In [27], a lightweight ML-based IDS is presented to be deployed on the edge side to detect impersonation attacks. Support vector machines (SVMs) were trained on the WiFi Intrusion Dataset to detect intrusions on the edge. The overall accuracy presented by this system was 98.22%. The authors in [18] introduced Deep-IDS for detecting DoS, DDoS, MITM, brute force, and replay attacks on Raspberry Pi-based edge servers/gateways. The Deep-IDS was trained using the CIC-IDS2017 dataset and achieved an accuracy of 97.67%. Similarly, a two-layered IDS was proposed in [28] to deploy IDS on Raspberry Pi-based the edge side and on cloud servers. In the first stage, an extra tree (ET)-based classifier was used for binary classification, and in the second stage, an ensemble technique was utilized which combined ET, RF, and deep neural network (DNN) for multi-classification. The proposed technique was tested on multiple datasets.

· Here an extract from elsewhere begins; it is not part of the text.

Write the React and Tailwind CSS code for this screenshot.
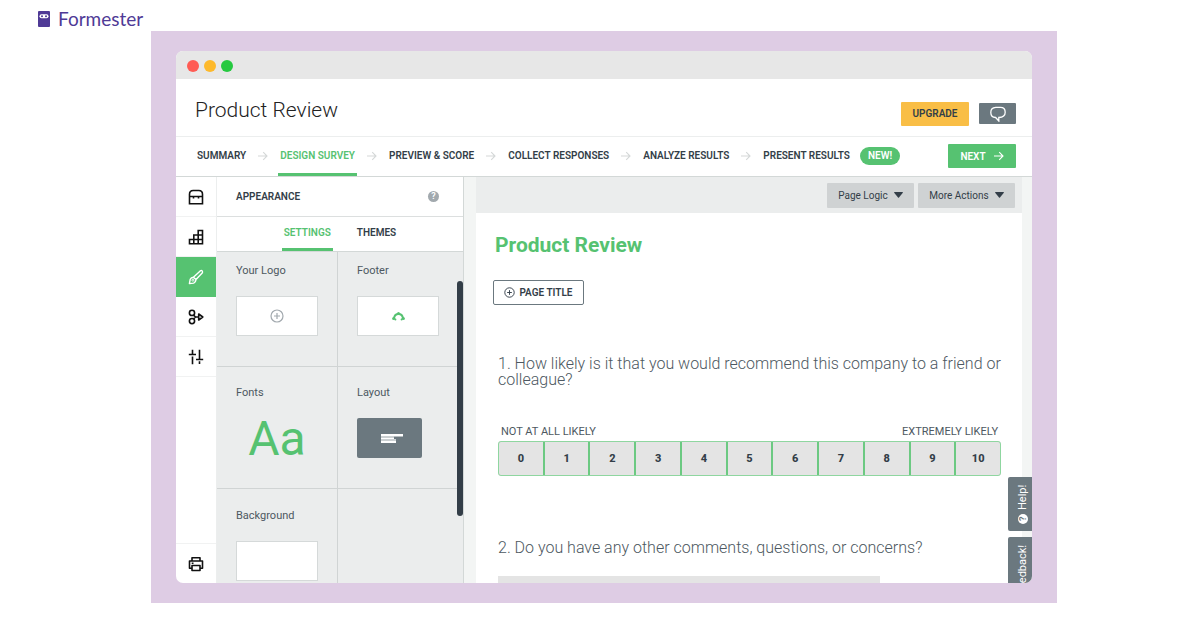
import React from "react";

function Icon({ size = "size-4", box = "0 0 16 16", children, className = "" }) {
  return (
    <svg viewBox={box} className={`${size} ${className}`} fill="none" stroke="currentColor" strokeWidth="1.5" aria-hidden="true">
      {children}
    </svg>
  );
}

const Arrow = ({ className = "" }) => (
  <Icon size="size-[10px]" box="0 0 10 10" className={`shrink-0 ${className}`}>
    <path d="M0 5h9M5.2 1.2 9 5 5.2 8.8" strokeWidth="1.1" />
  </Icon>
);

const PlusCircle = ({ size }) => (
  <Icon size={size} box="0 0 14 14">
    <circle cx="7" cy="7" r="6" strokeWidth="1.2" />
    <path d="M7 4v6M4 7h6" strokeWidth="1.2" />
  </Icon>
);

const Caret = () => (
  <svg viewBox="0 0 9 6" className="h-[6px] w-[9px]" aria-hidden="true">
    <path d="M.6 0h7.8q.8 0 .4.7L5 5.5q-.5.5-1 0L.2.7Q-.2 0 .6 0Z" fill="#333e48" />
  </svg>
);

const ChestIcon = () => (
  <Icon>
    <path d="M1.5 14.7V5.200q0-3.700 3.700-3.700h5.600q3.700 0 3.700 3.700v9.500zM1.500 7.500h13M5.500 7.500v2M10.500 7.500v2" strokeWidth="1.600" />
  </Icon>
);
const BlocksIcon = () => (
  <Icon>
    <path d="M1.500 10.500h13v4.200h-13zM5.800 14.500V6h8.700M10.200 14.500v-13h4.300v13" strokeWidth="1.600" />
  </Icon>
);
const BrushIcon = () => (
  <Icon>
    <path d="M5.400 8.300 12.200 1.900q1.200-.9 2 0t0 2.200L8 10.600M5.400 8.300q-2.300.2-3.200 2l-.8 4.300 4.300-.5q2.100-1 2.300-3.500z" strokeWidth="1.400" strokeLinejoin="round" />
    <circle cx="4.900" cy="11.200" r="1" strokeWidth=".9" />
  </Icon>
);
const LogicIcon = () => (
  <Icon>
    <circle cx="4" cy="3.900" r="2.600" strokeWidth="1.600" />
    <circle cx="4" cy="12.100" r="2.600" strokeWidth="1.600" />
    <path d="M5.600 6.200 7.500 8h3.500M5.600 9.800 7.500 8M10.700 5 14.800 8l-4.100 3z" strokeWidth="1.600" strokeLinejoin="round" />
  </Icon>
);
const SlidersIcon = () => (
  <Icon>
    <path d="M4.500 .8v4.700M4.500 7.500v7.700M.8 5.500h7.200M11.500 .8v9.700M11.500 12.200v2.800M8 10.500h7.200" strokeWidth="1.600" />
  </Icon>
);
const PrinterIcon = () => (
  <Icon>
    <path d="M4 5V1.700h8V5M4 12.300H1.500V5h13v7.300H12M4 9.500h8v5H4zM3.700 7.300h1.800" strokeWidth="1.600" strokeLinejoin="round" />
  </Icon>
);

const steps = ["SUMMARY", "DESIGN SURVEY", "PREVIEW & SCORE", "COLLECT RESPONSES", "ANALYZE RESULTS", "PRESENT RESULTS"];

const tools = [
  { name: "Question bank", icon: ChestIcon },
  { name: "Builder", icon: BlocksIcon },
  { name: "Appearance", icon: BrushIcon, active: true },
  { name: "Logic", icon: LogicIcon },
  { name: "Options", icon: SlidersIcon },
];

function Brand() {
  return (
    <header className="flex h-[31px] shrink-0 items-center pt-[6px] pl-[38px]">
      <a href="#" className="flex items-center gap-2 text-[#4f3a96]">
        <svg viewBox="0 0 12 16" className="h-4 w-3" aria-hidden="true">
          <rect width="12" height="16" rx="1" fill="#4f3a96" />
          <rect x="1.500" y="3.300" width="9" height="4" rx="2" fill="#fff" />
          <circle cx="4" cy="5.300" r="1" fill="#4f3a96" />
          <circle cx="8" cy="5.300" r="1" fill="#4f3a96" />
        </svg>
        <span className="font-['Lato',sans-serif] text-[19px] leading-5">Formester</span>
      </a>
    </header>
  );
}

function Steps() {
  return (
    <nav className="flex h-10 shrink-0 items-stretch justify-between border-b border-[#d3d8d7] pr-4 pl-[21px]">
      <div className="flex w-[653px] items-stretch justify-between">
        {steps.map((step, i) => (
          <React.Fragment key={step}>
            {i > 0 && <Arrow className="mt-[14px] text-[#d5d8d8]" />}
            <a
              href="#"
              className={
                i === 1
                  ? "-mx-[2px] border-b-3 border-[#56c271] px-[2px] pt-3 leading-[14px] whitespace-nowrap text-[#56c271]"
                  : "pt-3 leading-[14px] whitespace-nowrap"
              }
            >
              {step}
            </a>
          </React.Fragment>
        ))}
      </div>
      <span className="mt-[10px] mr-auto ml-[10px] h-[18px] rounded-full bg-[#56c271] px-2 leading-[18px] text-white">NEW!</span>
      <button className="mt-[7px] flex h-6 w-[68px] items-center justify-center gap-2 rounded-[1px] bg-[#56c271] text-white">
        NEXT <Arrow />
      </button>
    </nav>
  );
}

function Toolbar() {
  return (
    <aside className="flex w-[41px] shrink-0 flex-col border-r border-[#eceeee] text-[#111]">
      {tools.map(({ name, icon: Glyph, active }) => (
        <button
          key={name}
          aria-label={name}
          className={
            active
              ? "flex h-10 items-center justify-center bg-[#56c271] text-white"
              : "flex h-10 items-center justify-center border-b border-[#f1f2f2]"
          }
        >
          <Glyph />
        </button>
      ))}
      <button aria-label="Print" className="mt-auto flex h-10 items-center justify-center border-t border-[#f1f2f2]">
        <PrinterIcon />
      </button>
    </aside>
  );
}

function Appearance() {
  const label = "text-[11px] leading-4 text-[#4d5861]";
  return (
    <section className="flex w-[247px] shrink-0 flex-col border-r border-[#d3d8d7]">
      <div className="flex h-10 shrink-0 items-center justify-between border-b border-[#dcdfdf] pr-6 pl-[19px]">
        <h2 className="font-semibold">APPEARANCE</h2>
        <button aria-label="Help" className="size-[11px] rounded-full bg-[#a2a9ae] text-center text-[9px] leading-[11px] text-white">
          ?
        </button>
      </div>
      <div className="flex h-[35px] shrink-0 justify-center gap-[22px] border-b border-[#d3d8d7]">
        <button className="border-b-3 border-[#56c271] px-[2px] text-[#56c271]">SETTINGS</button>
        <button className="border-b-3 border-transparent px-[2px]">THEMES</button>
      </div>
      <div className="relative min-h-0 flex-1 overflow-hidden bg-[#ebeded]">
        <div className="grid grid-cols-[121px_1fr] font-normal">
          <div className="h-[115px] border-r border-b border-[#d0d4d4] pt-[11px] pl-[19px]">
            <div className={label}>Your Logo</div>
            <button aria-label="Add logo" className="mt-[17px] flex h-10 w-[82px] items-center justify-center border border-[#d5d9d9] bg-white text-[#a2a9ae]">
              <PlusCircle size="size-[14px]" />
            </button>
          </div>
          <div className="h-[115px] border-b border-[#d0d4d4] pt-[11px] pl-[19px]">
            <div className={label}>Footer</div>
            <button aria-label="Footer" className="mt-[17px] flex h-10 w-[82px] items-center justify-center border border-[#d5d9d9] bg-white">
              <svg viewBox="0 0 13 9" className="h-[9px] w-[13px]" fill="#56c271" aria-hidden="true">
                <path d="M2 6.500Q2.500 2 6.500 2T11 6.500" fill="none" stroke="#56c271" strokeWidth="2" />
                <circle cx="1.700" cy="6.500" r="1.600" />
                <circle cx="11.300" cy="6.500" r="1.600" />
                <circle cx="6.500" cy="1.600" r="1.500" />
                <circle cx="3.400" cy="7.500" r="1" />
                <circle cx="9.600" cy="7.500" r="1" />
              </svg>
            </button>
          </div>
          <div className="h-[122px] border-r border-b border-[#d0d4d4] pt-[18px] pl-[19px]">
            <div className={label}>Fonts</div>
            <button aria-label="Fonts" className="mt-[6px] flex h-16 w-[82px] items-center justify-center text-[48px] leading-none text-[#56c271]">
              Aa
            </button>
          </div>
          <div className="h-[122px] border-b border-[#d0d4d4] pt-[18px] pl-[19px]">
            <div className={label}>Layout</div>
            <button aria-label="Layout" className="mt-[17px] flex h-10 w-[65px] items-center justify-center rounded-[2px] bg-[#6b787f] pl-1">
              <svg viewBox="0 0 22 9" className="h-[9px] w-[22px]" aria-hidden="true">
                <path d="M0 0h22v2.500H13V5h2v4H0Z" fill="#fff" />
                <path d="M0 3h13M0 6h15" stroke="#6b787f" strokeWidth=".7" />
              </svg>
            </button>
          </div>
          <div className="h-[122px] border-r border-[#d0d4d4] pt-[19px] pl-[19px]">
            <div className={label}>Background</div>
            <button aria-label="Background" className="mt-[17px] block h-10 w-[82px] border border-[#d5d9d9] bg-white" />
          </div>
          <div />
        </div>
        <div className="absolute top-[29px] right-0 h-[235px] w-[6px] rounded-full bg-[#333e48]" />
      </div>
    </section>
  );
}

function Survey() {
  return (
    <main className="flex min-w-0 flex-1 flex-col bg-[#f3f5f4] pr-[10px] pl-3">
      <div className="flex h-9 shrink-0 items-center justify-end gap-1 bg-[#ebeded] pr-[7px] font-normal">
        <button className="flex h-[25px] w-[87px] items-center justify-center gap-[6px] rounded-[1px] bg-[#cfd2d3]">
          Page Logic <Caret />
        </button>
        <button className="flex h-[25px] w-[97px] items-center justify-center gap-[6px] rounded-[1px] bg-[#cfd2d3]">
          More Actions <Caret />
        </button>
      </div>
      <div className="min-h-0 flex-1 overflow-hidden bg-white pr-[21px] pl-[22px] font-normal">
        <h2 className="-ml-[3px] mt-5 text-[21px] leading-6 font-bold text-[#56c271]">Product Review</h2>
        <button className="-ml-[5px] mt-[23px] flex h-[25px] w-[91px] items-center justify-center gap-1 rounded-[2px] border border-[#6b787f] font-semibold">
          <PlusCircle size="size-[11px]" />
          PAGE TITLE
        </button>
        <p className="mt-[51px] text-[16px] leading-4 font-light text-[#4d5861]">
          1. How likely is it that you would recommend this company to a friend or colleague?
        </p>
        <div className="mt-[35px] flex justify-between px-[3px] text-[11px] leading-[18px] text-[#4d5861]">
          <span>NOT AT ALL LIKELY</span>
          <span>EXTREMELY LIKELY</span>
        </div>
        <fieldset className="flex h-[35px] divide-x-2 divide-[#6cc982] overflow-hidden rounded-[3px] border border-[#8fd6a0] bg-[#e4e4e4]">
          {[0, 1, 2, 3, 4, 5, 6, 7, 8, 9, 10].map((n) => (
            <label key={n} className="relative flex flex-1 items-center justify-center pt-[2px] text-[11px] font-extrabold">
              <input type="radio" name="likelihood" value={n} className="sr-only" />
              {n}
            </label>
          ))}
        </fieldset>
        <label htmlFor="comments" className="mt-16 block text-[16px] leading-4 font-light text-[#4d5861]">
          2. Do you have any other comments, questions, or concerns?
        </label>
        <textarea id="comments" className="mt-5 block h-20 w-[382px] resize-none bg-[#e4e4e4]" />
      </div>
    </main>
  );
}

function SideTabs() {
  const tab = "flex w-6 rotate-180 items-center rounded-r-[2px] bg-[#6b787f] pr-[6px] text-[11px] leading-[18px] font-normal text-white [writing-mode:vertical-rl]";
  return (
    <div className="absolute top-[300px] right-0 flex flex-col gap-[6px]">
      <button className={`${tab} h-[54px] justify-center gap-1`}>
        <span className="flex size-[10px] items-center justify-center rounded-full bg-white text-[9px] leading-none font-bold text-[#6b787f]">?</span>
        Help!
      </button>
      <button className={`${tab} h-[66px] justify-end pb-2`}>Feedback!</button>
    </div>
  );
}

export default function App() {
  return (
    <div className="flex h-screen flex-col bg-white pb-[27px]">
      <Brand />
      <div className="mr-[143px] ml-[151px] flex min-h-0 flex-1 flex-col bg-[#decce4] px-[25px] py-5 font-['Roboto',sans-serif] text-[10px] font-semibold text-[#333e48]">
        <div className="flex min-h-0 flex-1 flex-col overflow-hidden rounded-[7px] bg-white">
          <div className="flex h-7 shrink-0 items-center gap-[5px] bg-[#e7e7e7] pt-[2px] pl-[11px]">
            <span className="size-3 rounded-full bg-[#ff5c54]" />
            <span className="size-3 rounded-full bg-[#fdb92c]" />
            <span className="size-3 rounded-full bg-[#26c940]" />
          </div>
          <div className="flex h-[58px] shrink-0 items-center gap-[10px] border-b border-[#eceeee] pr-4 pl-[19px]">
            <h1 className="mr-auto pt-1 text-[21px] leading-6 font-light text-[#222]">Product Review</h1>
            <button className="mt-3 h-6 w-[68px] rounded-[1px] bg-[#f9be46]">UPGRADE</button>
            <button aria-label="Comments" className="mt-3 flex h-[21px] w-[37px] items-center justify-center rounded-[1px] bg-[#6b787f] text-white">
              <Icon>
                <path d="M8.800 11.500V15L5.600 11.500Q.8 11.200.8 6.400T5.800 1.300h4.600q4.800 0 4.800 5t-6.400 5.200Z" strokeWidth="1.300" />
              </Icon>
            </button>
          </div>
          <Steps />
          <div className="relative flex min-h-0 flex-1">
            <Toolbar />
            <Appearance />
            <Survey />
            <SideTabs />
          </div>
        </div>
      </div>
    </div>
  );
}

The IDS for real-time detection of DDoS attacks in smart homes based on software-defined networks (SDNs) was proposed in [29]. The authors collected the dataset of normal traffic and DDoS attacks, which was used to train SVM, Logistic Regression (LR), and DT. The results showed that DT outperformed other techniques with an accuracy of 99%.

The authors in [30] improved the precision of IDS using the Shapley (SHAP) value-based FS technique. The accuracy of the convolution neural network (CNN) and random forest (RF) using the FS technique for the CICIDS 2017 and NSL-KDD datasets was 98% with 10 features. In [31], the authors proposed a self-evolving host-based intrusion detection system (SEHIDS) that allows IoT devices to build their customized ANN model based on the traffic characteristics. The proposed technique used a multi-layer perceptron model for signature-based classification and a replicator neural network (ReNN) for anomaly-based intrusion detection. The authors tested their technique on the BoT-IoT, TON-IOT, and IoTID20 datasets. The authors claimed to have achieved an average true positive rate of 1. Similarly, the authors in [12] proposed a transformer-based network intrusion detection system (NIDS) by combining network traffic-based and data-based NIDS. The authors used the TON_IoT dataset and results showed that the proposed technique achieved 98.39% accuracy for binary classification and 97.06% for multi-classification. The authors in [32] proposed federated learning (FL)-based gated recurrent units (GRUs) NIDS for industrial IoT (IIoT). The accuracy of the training was improved by incorporating deep reinforcement learning (DRL). The results showed that the proposed technique performed better than non-FL and other variants of FL for intrusion detection.

In [33], the authors developed a lightweight IDS for IoT using cloud–edge collaboration. A stack-sparsed autoencoder (SSAE) was used for dimension reduction and a temporal convolution network (TCN) was utilized for intrusion detection. The proposed technique reduced the storage requirements, training time, and memory by 50% but the accuracy of the technique was approximately equal to centralized trained models.

Tiny ML is a subset of edge ML that allows the trained model to run on microcontrollers. In [34], the authors proposed a TinyML-based ECG classification system. They embedded a CNN model in the ECG device for classification, which reduces network bandwidth utilization and latency. The results showed that the accuracy of the TinyML-based classifier was 97%. The author in [35] embedded a unidirectional LSTM in a microcontroller for solar power forecasting and achieved a test R² of 0.9590. In [36], the authors used TinyML for on-device anomaly detection by using the extreme value theory. The proposed technique achieved an excellent accuracy of 99.80%.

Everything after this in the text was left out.